Сумасшедшая женщина покончила с собой — вполне заурядная история. Но почему она сделала это в уединенном мемориале Руала Амундсена?
В одном из писем брата упоминается, что барышня Эурдал служила прислугой в одном из бергенских семейств в Сиэтле. Там она могла контактировать со своим славным соотечественником. Утверждали также, что она работала и в Ураниенборге. В таком случае, видимо, очень недолго, и тот факт, что она легко нашла дорогу к усадьбе, если не сказать к флигелю прислуги, свидетельствует в пользу данного допущения.

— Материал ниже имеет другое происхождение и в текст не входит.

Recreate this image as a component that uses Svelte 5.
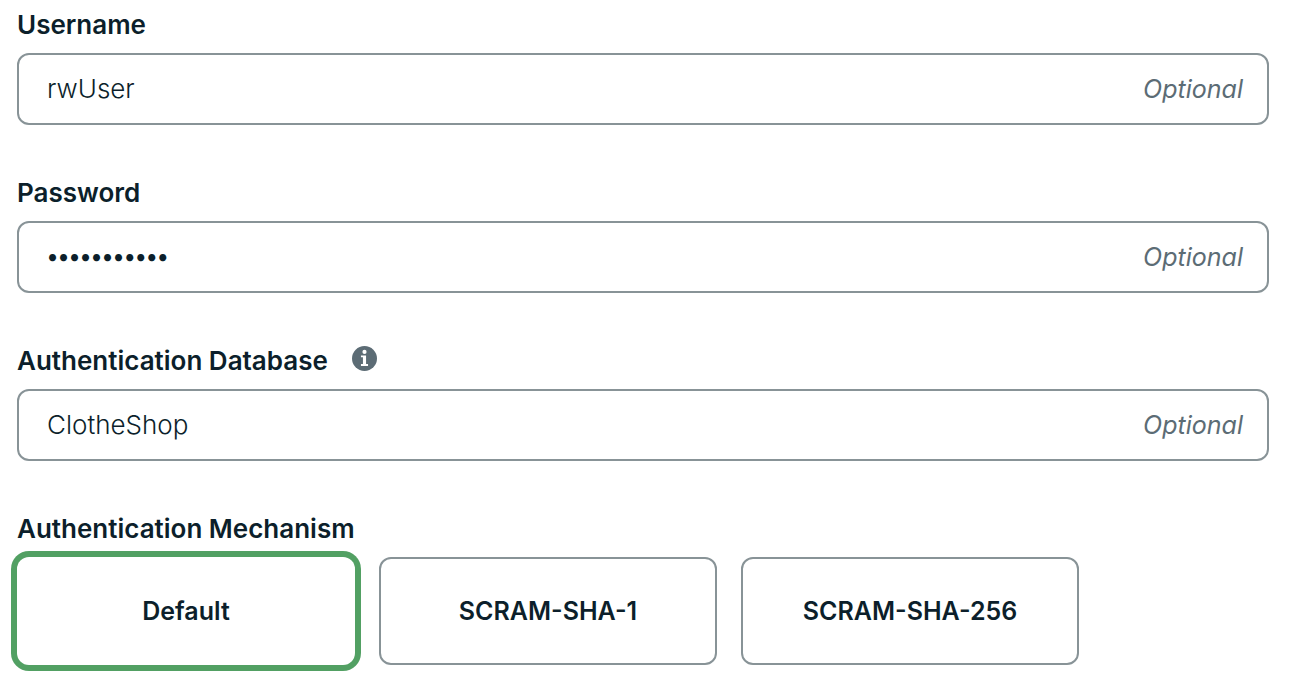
<script>
  let username = $state('rwUser');
  let password = $state('abcdefghijk');
  let database = $state('ClotheShop');
  let mechanism = $state('Default');
  const mechanisms = ['Default', 'SCRAM-SHA-1', 'SCRAM-SHA-256'];
</script>

<form autocomplete="off">
  <div class="field">
    <label for="username">Username</label>
    <div class="box">
      <input id="username" type="text" bind:value={username} />
      <span class="optional">Optional</span>
    </div>
  </div>

  <div class="field">
    <label for="password">Password</label>
    <div class="box">
      <input id="password" type="password" bind:value={password} />
      <span class="optional">Optional</span>
    </div>
  </div>

  <div class="field">
    <div class="heading">
      <label for="database">Authentication Database</label>
      <svg class="info" viewBox="0 0 24 24" aria-hidden="true">
        <circle cx="12" cy="12" r="12" fill="#5c6c75" />
        <circle cx="12" cy="5.7" r="2" fill="#fff" />
        <path d="M8.6 9h4.9v8.2h1.9v1.9H8.6v-1.9h1.9v-6.3H8.6z" fill="#fff" />
      </svg>
    </div>
    <div class="box">
      <input id="database" type="text" bind:value={database} />
      <span class="optional">Optional</span>
    </div>
  </div>

  <fieldset>
    <legend>Authentication Mechanism</legend>
    <div class="options">
      {#each mechanisms as name}
        <label class="option" class:selected={mechanism === name}>
          <input type="radio" name="mechanism" value={name} bind:group={mechanism} />
          <span>{name}</span>
        </label>
      {/each}
    </div>
  </fieldset>
</form>

<style>
  :global(body) {
    background: #fff;
  }

  form {
    display: flex;
    flex-direction: column;
    gap: 48px;
    padding: 5px 25px 28px 17px;
    color: #0c1f2b;
    font-family: Inter, "Noto Sans", sans-serif;
    font-size: 26px;
    line-height: 40px;
  }

  .field {
    display: flex;
    flex-direction: column;
    gap: 8px;
  }

  label,
  legend {
    font-weight: 600;
  }

  .heading {
    display: flex;
    align-items: flex-start;
    gap: 24px;
  }

  .info {
    width: 25px;
    height: 25px;
    margin-top: 5px;
  }

  .box {
    display: flex;
    align-items: center;
    box-sizing: border-box;
    height: 72px;
    padding: 0 24px 0 28px;
    border: 2px solid #889397;
    border-radius: 12px;
  }

  .box input {
    flex: 1;
    min-width: 0;
    padding: 0;
    border: 0;
    outline: 0;
    background: none;
    color: inherit;
    font: inherit;
    font-weight: 300;
  }

  .box input[type="password"] {
    font-family: Lato, sans-serif;
    font-size: 19px;
    font-weight: 400;
  }

  .optional {
    color: #5c6c75;
    font-size: 25px;
    font-style: italic;
  }

  fieldset {
    min-width: 0;
    margin: 0;
    padding: 0;
    border: 0;
  }

  legend {
    padding: 0;
  }

  .options {
    display: grid;
    grid-template-columns: repeat(3, minmax(0, 338px));
    gap: 24px;
    margin-top: 8px;
  }

  .option {
    display: flex;
    align-items: center;
    justify-content: center;
    box-sizing: border-box;
    height: 108px;
    border: 2px solid #889397;
    border-radius: 12px;
    font-size: 25px;
  }

  .option.selected {
    border-color: transparent;
    box-shadow: 0 0 0 6px #52a063;
  }

  .option input {
    appearance: none;
    width: 0;
    height: 0;
    margin: 0;
  }

  .option:focus-within {
    outline: 0;
  }
</style>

Самоубийственный пожар в доме Бетти, пожалуй, не имеет биографического значения; тем не менее он знаменателен как символ многих завуалированных обстоятельств, связанных с историей жизни полярника. Руал Амундсен сам окутывал свою жизнь туманом. Тогдашние историки видели свою задачу не в прояснении неизвестного, а скорее в закреплении мифов, созданных самим полярником. Учитывая огромное значение Руала Амундсена для своего времени, этот биографический вакуум стал необычайно просторным полем для всяческих домыслов. Поразительно, сколь велика была власть полярника над человеческой фантазией. Молчание, секреты, тайные сговоры не только сделали мифом его личность, вся его жизнь обернулась притягательной загадкой. Победы праздновались, но никто не считал погибших на поле брани. И вовсе не вина, а склонность к замалчиваниям привела к тому, что Руал Амундсен и его подвиги так и остались весьма зыбкой территорией.